Hundreds of years ago, this temple complex in the middle of the jungle was the heart of a sprawling empire. Today, it's a UNESCO World Heritage Site. Ever since its re-discovery by European explorers in the mid-19th Century, Angkor Wat's sheer massiveness and breathtaking beauty have awed generations of tourists.
The complex was built between 1130 and 1150 AD by King Suryavarman II, and consists of an enormous temple pyramid covering an area measuring 4,250 by 5,000 feet, surrounded by a moat over 600 feet wide. "Enormous" doesn't do it justice: you only have to stand by the gates to be overwhelmed by the complex's massive scale.
Angkor Wat is intended to symbolize the universe, as the Hindu Khmer understood it: the moat stands for the oceans around the earth; the concentric galleries represent the mountain ranges surrounding the divine Mount Meru, the Hindu home of the gods, which is itself embodied by the five central towers. The walls are covered with carvings depicting the god Vishnu (to whom Angkor was principally dedicated), as well as other scenes from Hindu mythology.

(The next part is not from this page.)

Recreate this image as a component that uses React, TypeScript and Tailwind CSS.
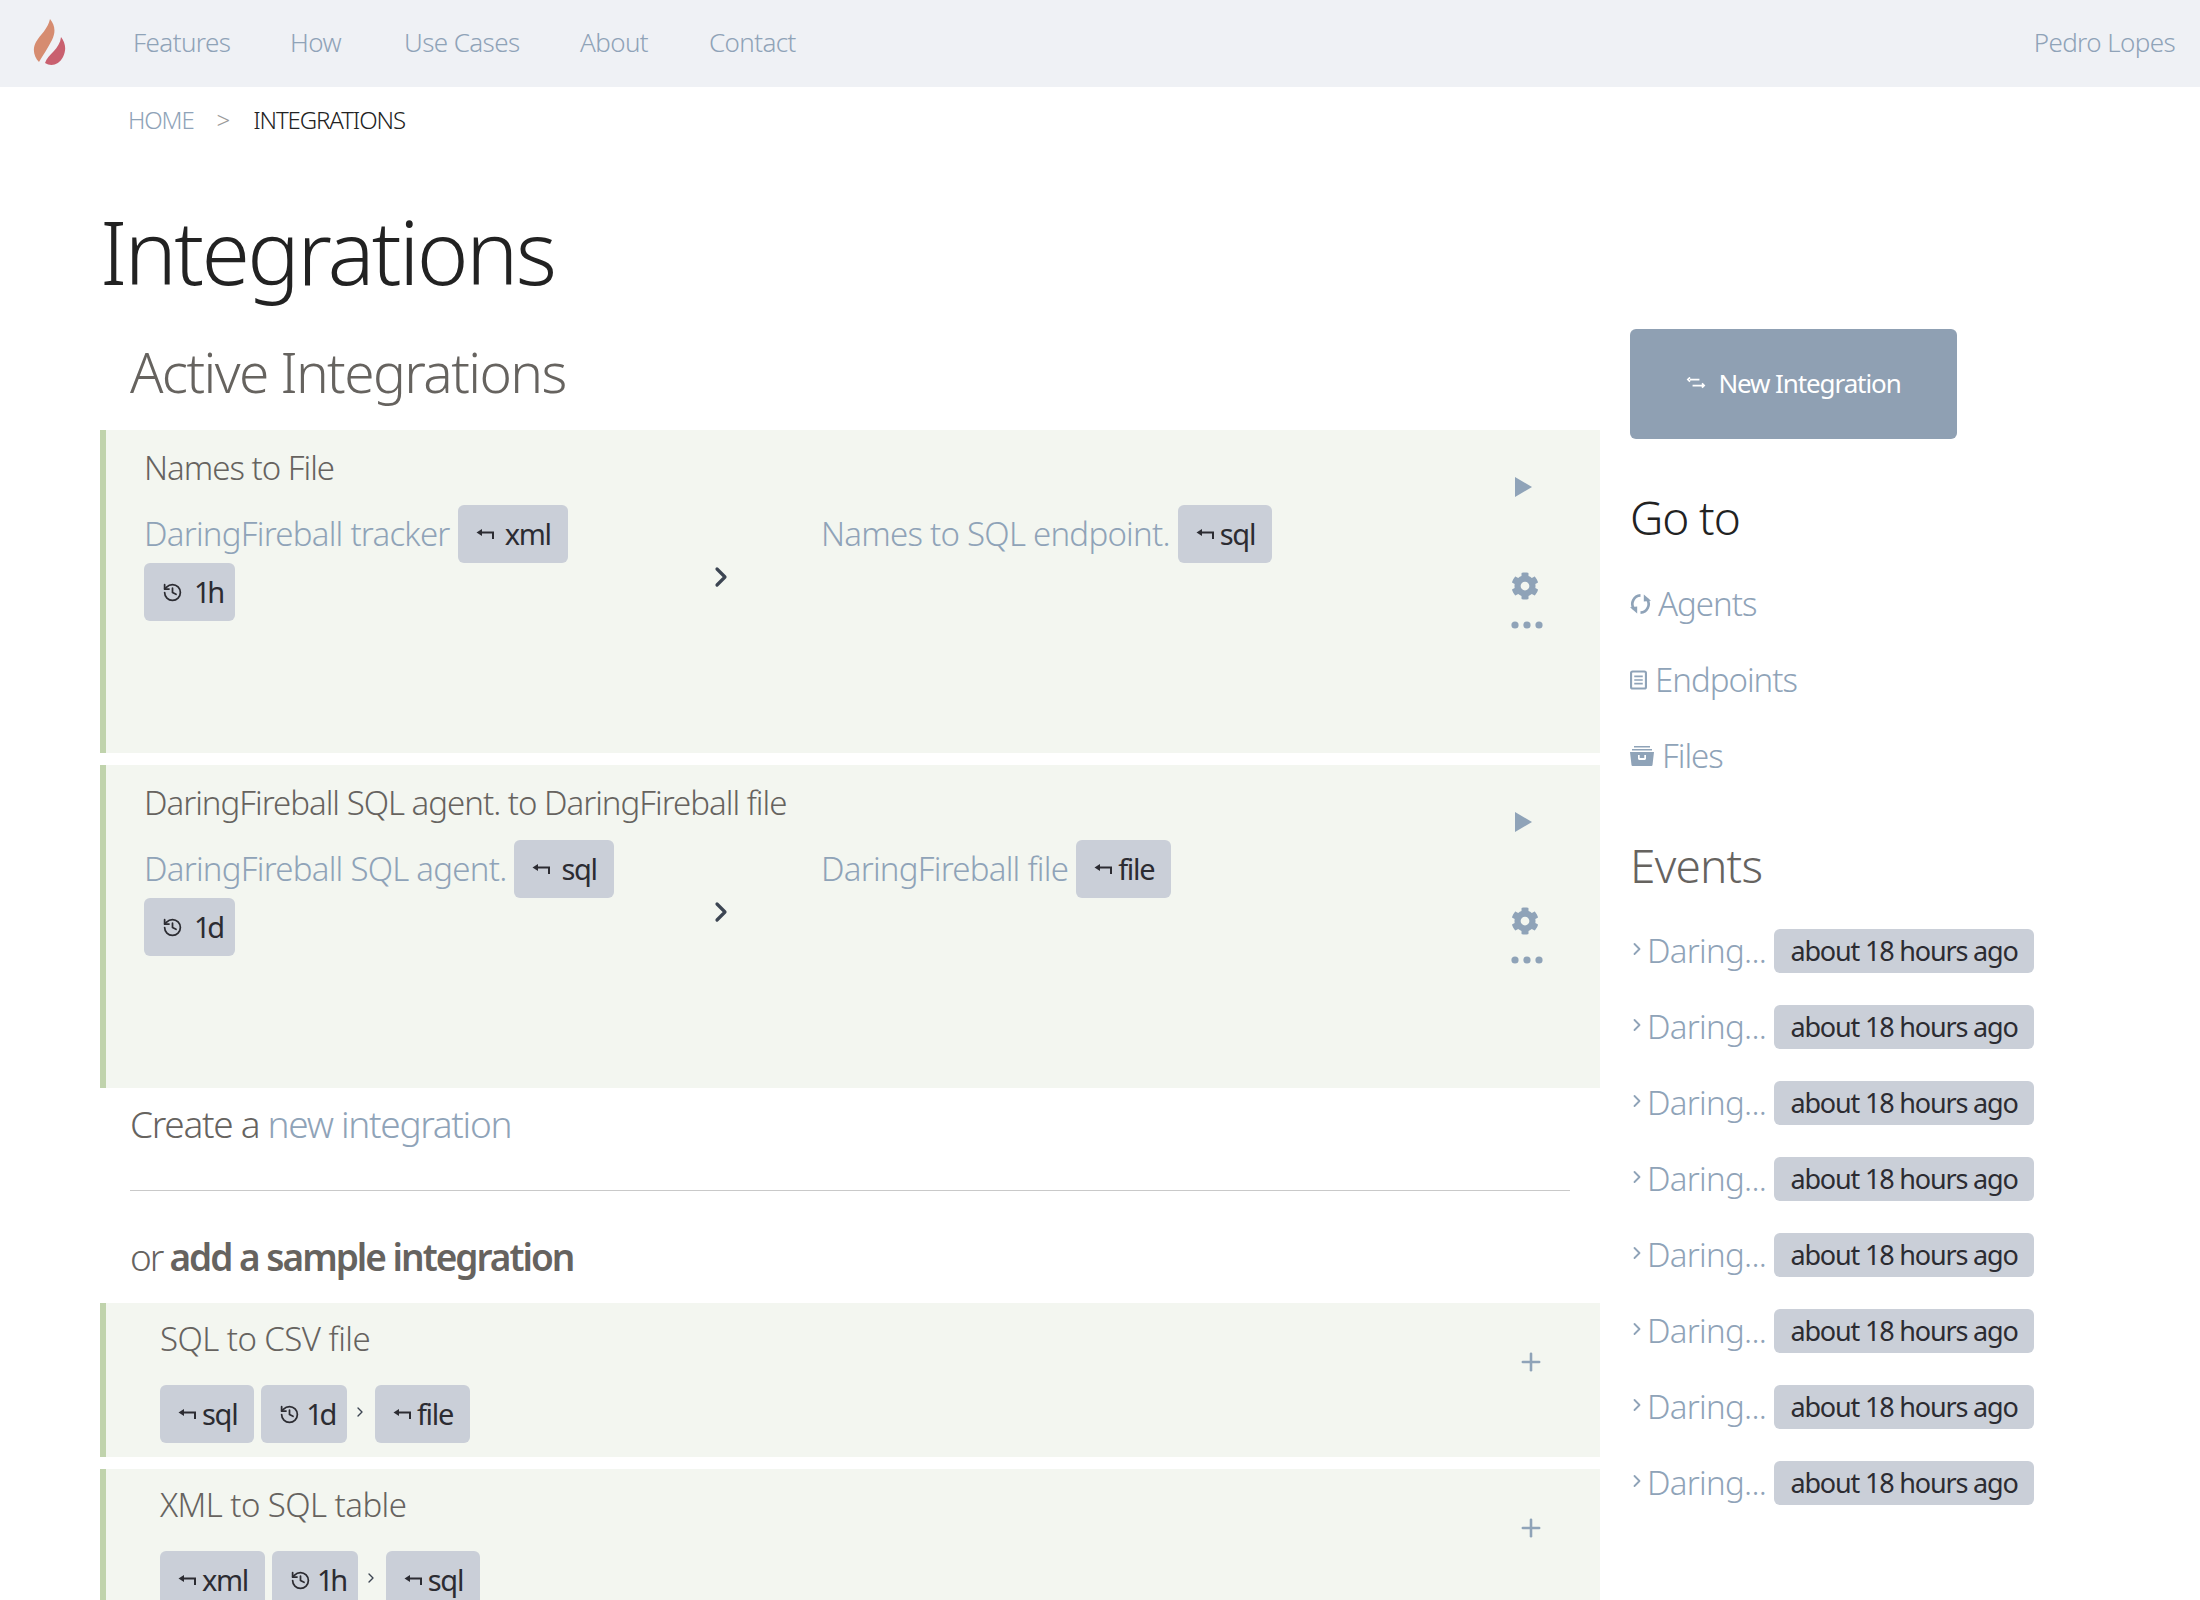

"At the sight of this temple, one feels one's spirit crushed, one's imagination surpassed. You look, admire and respect. One is silent. For where are the words to praise a work of art that has no equal anywhere in the world?" wrote Henri Mouhot, the first European to set foot on Angkor Wat. We hear ya, buddy.
TRIVIA: Unusually for a Hindu religious structure, the whole complex is oriented to the west, the direction traditionally associated with death. The mystery may be solved if we believe the experts, that Angkor Wat was a funerary temple for its builder King Suryavarman II.